Hi there. I normally try to keep my blog really positive. I want to improve people’s days, but this post isn’t like this. Just a little warning that this is a huge ramble about broken dreams. Love, Glücksgeist.
I had a job interview for one of my dream jobs yesterday. I’ve actually went there for the second time. The first time they didn’t choose me so I wrote them after a month with a different email for the second time. They didn’t realise that it was me and I went again to a little job interview.
This time I felt so much more prepared and confident and I felt like I can rock this. But two days before my interview, I was so upset and anxious. I couldn’t sleep, I woke up in the middle of the night feeling so sick. The next day I was convinced that I am so sick, nearly too sick to go there. But I went and this time it was amazing. I got to know two amazing girls and we chatted before and after the interview. We laughed so much and I just thought working with these two is going to be so amazing.
Next day I got an email, they choosed someone else….. But they wrote to my first email not the second one for which I was invited again. So maybe they just realized it was me but on the other hand I think writing their for the second time and going to the interview with all your confidence should show how much you want that job. This was the first job I actually wanted.

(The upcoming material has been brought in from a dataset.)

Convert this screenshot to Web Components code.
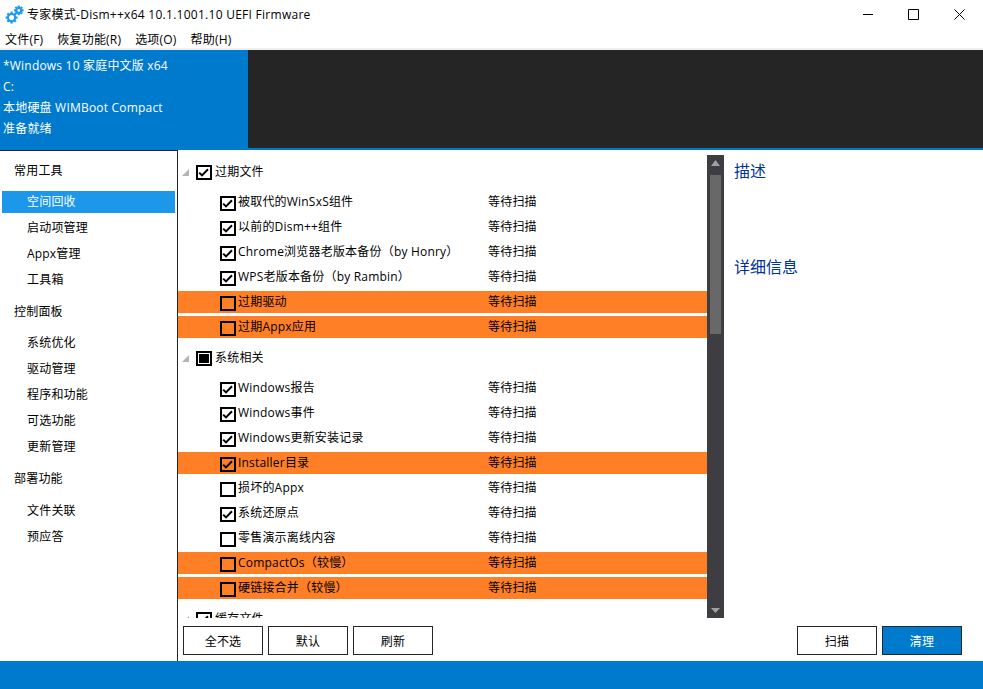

I had a few jobs before but I didn’t want to have any of these. Going to work wasn’t so much fun, I just did it because I had to. And it involved a lot of crying if I am completely honest with you.
But failing for your dream job is shit! ( I’ve never used that sort of language…. But shit shit shit). I felt horrible today and just like I couldn’t do anything, I felt like a completely loser. And immediately I felt more sick and upset.
My amazing mum then convinced me to go outside and to go to the hairdresser with her and my little sister. I first really didn’t want to go outside but now I am so happy I did it. I feel so much better in my new hair and much more happier as in the morning, but yeah, I am just diappotinted.
The job wasn’t supposed to be a life time job, it was a little job but still, it sucks.
I never talk about something like this on my blog. I want to keep it positive and happy but at the same time I sometimes feel like you don’t really know much about me. So I wanted to share this. I hope your day was amazing!! And if not tomorrow is going to be so much better!
Also a massive thank you for Bea for surprising me with The Get to know Glücksgeist post. She told me that she’s going to upload it a little bit later but then decided to upload it on Monday. This really made me so much happier and gave me so much strength and I just felt so much better on the way to my interview. You are truly amazing Bea! And I am so happy you passed your test.
Thank you Cheila for making me smile with each of your comment. Thank you Abigail for your nice words under my interview with Bea. I love you guys.
Also a massive thank you to everyone who recently commented on my blog. To everyone who wrote that they liked my posts. I really needed it and I really appreciate it, thank you!